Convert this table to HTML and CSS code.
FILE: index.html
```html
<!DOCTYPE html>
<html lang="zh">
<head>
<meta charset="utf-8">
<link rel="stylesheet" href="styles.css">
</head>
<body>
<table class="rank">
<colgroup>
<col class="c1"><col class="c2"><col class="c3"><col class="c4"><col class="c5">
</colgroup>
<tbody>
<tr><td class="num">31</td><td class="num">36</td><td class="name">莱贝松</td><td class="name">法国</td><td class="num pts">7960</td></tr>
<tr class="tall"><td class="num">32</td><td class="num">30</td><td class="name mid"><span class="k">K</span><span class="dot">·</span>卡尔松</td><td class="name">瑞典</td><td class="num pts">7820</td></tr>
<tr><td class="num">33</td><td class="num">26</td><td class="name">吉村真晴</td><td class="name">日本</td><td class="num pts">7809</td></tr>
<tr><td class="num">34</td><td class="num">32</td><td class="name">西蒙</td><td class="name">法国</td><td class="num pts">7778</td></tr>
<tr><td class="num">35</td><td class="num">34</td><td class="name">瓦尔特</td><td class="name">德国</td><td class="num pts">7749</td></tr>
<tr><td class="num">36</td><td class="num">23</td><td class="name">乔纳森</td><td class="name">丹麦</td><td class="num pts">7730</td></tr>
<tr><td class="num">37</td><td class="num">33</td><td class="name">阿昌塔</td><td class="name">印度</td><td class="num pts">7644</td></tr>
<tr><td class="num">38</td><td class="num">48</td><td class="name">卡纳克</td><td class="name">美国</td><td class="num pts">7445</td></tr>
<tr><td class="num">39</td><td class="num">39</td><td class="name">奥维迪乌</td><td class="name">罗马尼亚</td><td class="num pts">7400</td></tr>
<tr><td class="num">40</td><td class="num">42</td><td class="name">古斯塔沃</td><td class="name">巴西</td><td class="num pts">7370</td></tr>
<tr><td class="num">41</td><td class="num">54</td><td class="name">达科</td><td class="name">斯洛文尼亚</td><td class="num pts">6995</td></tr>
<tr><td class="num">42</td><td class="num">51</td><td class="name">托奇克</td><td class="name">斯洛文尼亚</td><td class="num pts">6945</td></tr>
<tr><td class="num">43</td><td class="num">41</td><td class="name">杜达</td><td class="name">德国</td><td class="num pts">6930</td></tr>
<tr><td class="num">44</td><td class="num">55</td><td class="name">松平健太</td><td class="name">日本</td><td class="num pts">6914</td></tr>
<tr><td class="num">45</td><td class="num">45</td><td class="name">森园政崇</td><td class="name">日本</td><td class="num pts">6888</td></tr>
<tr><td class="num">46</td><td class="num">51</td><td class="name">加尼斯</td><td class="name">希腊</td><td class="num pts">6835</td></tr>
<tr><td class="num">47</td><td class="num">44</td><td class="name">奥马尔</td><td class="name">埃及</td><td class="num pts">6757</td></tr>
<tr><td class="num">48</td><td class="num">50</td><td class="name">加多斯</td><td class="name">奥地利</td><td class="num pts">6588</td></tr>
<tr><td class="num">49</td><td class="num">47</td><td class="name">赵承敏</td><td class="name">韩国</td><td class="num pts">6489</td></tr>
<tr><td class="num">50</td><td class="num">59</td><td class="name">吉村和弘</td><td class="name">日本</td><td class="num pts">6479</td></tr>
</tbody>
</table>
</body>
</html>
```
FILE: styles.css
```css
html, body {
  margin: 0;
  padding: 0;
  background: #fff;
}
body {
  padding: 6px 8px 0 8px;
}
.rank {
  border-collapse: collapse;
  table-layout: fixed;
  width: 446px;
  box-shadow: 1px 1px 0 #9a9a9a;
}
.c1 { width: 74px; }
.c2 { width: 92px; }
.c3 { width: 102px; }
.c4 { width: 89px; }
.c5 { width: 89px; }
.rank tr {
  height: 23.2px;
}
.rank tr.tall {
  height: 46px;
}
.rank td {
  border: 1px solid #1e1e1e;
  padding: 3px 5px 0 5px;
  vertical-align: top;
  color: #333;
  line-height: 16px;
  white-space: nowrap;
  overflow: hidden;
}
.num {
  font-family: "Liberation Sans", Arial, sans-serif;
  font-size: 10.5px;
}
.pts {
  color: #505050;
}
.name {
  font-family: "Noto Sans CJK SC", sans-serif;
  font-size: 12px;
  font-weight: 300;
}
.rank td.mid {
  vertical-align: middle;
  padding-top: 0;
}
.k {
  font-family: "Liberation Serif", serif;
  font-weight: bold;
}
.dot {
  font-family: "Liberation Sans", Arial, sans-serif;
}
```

▬▬▬▬▬▬

• [REQUIRED TASK]:
Copy out each line exactly as written.

• [ANSWER TO THIS PROBLEM]:
Convert this table to HTML and CSS code.
FILE: index.html
```html
<!DOCTYPE html>
<html lang="zh">
<head>
<meta charset="utf-8">
<link rel="stylesheet" href="styles.css">
</head>
<body>
<table class="rank">
<colgroup>
<col class="c1"><col class="c2"><col class="c3"><col class="c4"><col class="c5">
</colgroup>
<tbody>
<tr><td class="num">31</td><td class="num">36</td><td class="name">莱贝松</td><td class="name">法国</td><td class="num pts">7960</td></tr>
<tr class="tall"><td class="num">32</td><td class="num">30</td><td class="name mid"><span class="k">K</span><span class="dot">·</span>卡尔松</td><td class="name">瑞典</td><td class="num pts">7820</td></tr>
<tr><td class="num">33</td><td class="num">26</td><td class="name">吉村真晴</td><td class="name">日本</td><td class="num pts">7809</td></tr>
<tr><td class="num">34</td><td class="num">32</td><td class="name">西蒙</td><td class="name">法国</td><td class="num pts">7778</td></tr>
<tr><td class="num">35</td><td class="num">34</td><td class="name">瓦尔特</td><td class="name">德国</td><td class="num pts">7749</td></tr>
<tr><td class="num">36</td><td class="num">23</td><td class="name">乔纳森</td><td class="name">丹麦</td><td class="num pts">7730</td></tr>
<tr><td class="num">37</td><td class="num">33</td><td class="name">阿昌塔</td><td class="name">印度</td><td class="num pts">7644</td></tr>
<tr><td class="num">38</td><td class="num">48</td><td class="name">卡纳克</td><td class="name">美国</td><td class="num pts">7445</td></tr>
<tr><td class="num">39</td><td class="num">39</td><td class="name">奥维迪乌</td><td class="name">罗马尼亚</td><td class="num pts">7400</td></tr>
<tr><td class="num">40</td><td class="num">42</td><td class="name">古斯塔沃</td><td class="name">巴西</td><td class="num pts">7370</td></tr>
<tr><td class="num">41</td><td class="num">54</td><td class="name">达科</td><td class="name">斯洛文尼亚</td><td class="num pts">6995</td></tr>
<tr><td class="num">42</td><td class="num">51</td><td class="name">托奇克</td><td class="name">斯洛文尼亚</td><td class="num pts">6945</td></tr>
<tr><td class="num">43</td><td class="num">41</td><td class="name">杜达</td><td class="name">德国</td><td class="num pts">6930</td></tr>
<tr><td class="num">44</td><td class="num">55</td><td class="name">松平健太</td><td class="name">日本</td><td class="num pts">6914</td></tr>
<tr><td class="num">45</td><td class="num">45</td><td class="name">森园政崇</td><td class="name">日本</td><td class="num pts">6888</td></tr>
<tr><td class="num">46</td><td class="num">51</td><td class="name">加尼斯</td><td class="name">希腊</td><td class="num pts">6835</td></tr>
<tr><td class="num">47</td><td class="num">44</td><td class="name">奥马尔</td><td class="name">埃及</td><td class="num pts">6757</td></tr>
<tr><td class="num">48</td><td class="num">50</td><td class="name">加多斯</td><td class="name">奥地利</td><td class="num pts">6588</td></tr>
<tr><td class="num">49</td><td class="num">47</td><td class="name">赵承敏</td><td class="name">韩国</td><td class="num pts">6489</td></tr>
<tr><td class="num">50</td><td class="num">59</td><td class="name">吉村和弘</td><td class="name">日本</td><td class="num pts">6479</td></tr>
</tbody>
</table>
</body>
</html>
```
FILE: styles.css
```css
html, body {
  margin: 0;
  padding: 0;
  background: #fff;
}
body {
  padding: 6px 8px 0 8px;
}
.rank {
  border-collapse: collapse;
  table-layout: fixed;
  width: 446px;
  box-shadow: 1px 1px 0 #9a9a9a;
}
.c1 { width: 74px; }
.c2 { width: 92px; }
.c3 { width: 102px; }
.c4 { width: 89px; }
.c5 { width: 89px; }
.rank tr {
  height: 23.2px;
}
.rank tr.tall {
  height: 46px;
}
.rank td {
  border: 1px solid #1e1e1e;
  padding: 3px 5px 0 5px;
  vertical-align: top;
  color: #333;
  line-height: 16px;
  white-space: nowrap;
  overflow: hidden;
}
.num {
  font-family: "Liberation Sans", Arial, sans-serif;
  font-size: 10.5px;
}
.pts {
  color: #505050;
}
.name {
  font-family: "Noto Sans CJK SC", sans-serif;
  font-size: 12px;
  font-weight: 300;
}
.rank td.mid {
  vertical-align: middle;
  padding-top: 0;
}
.k {
  font-family: "Liberation Serif", serif;
  font-weight: bold;
}
.dot {
  font-family: "Liberation Sans", Arial, sans-serif;
}
```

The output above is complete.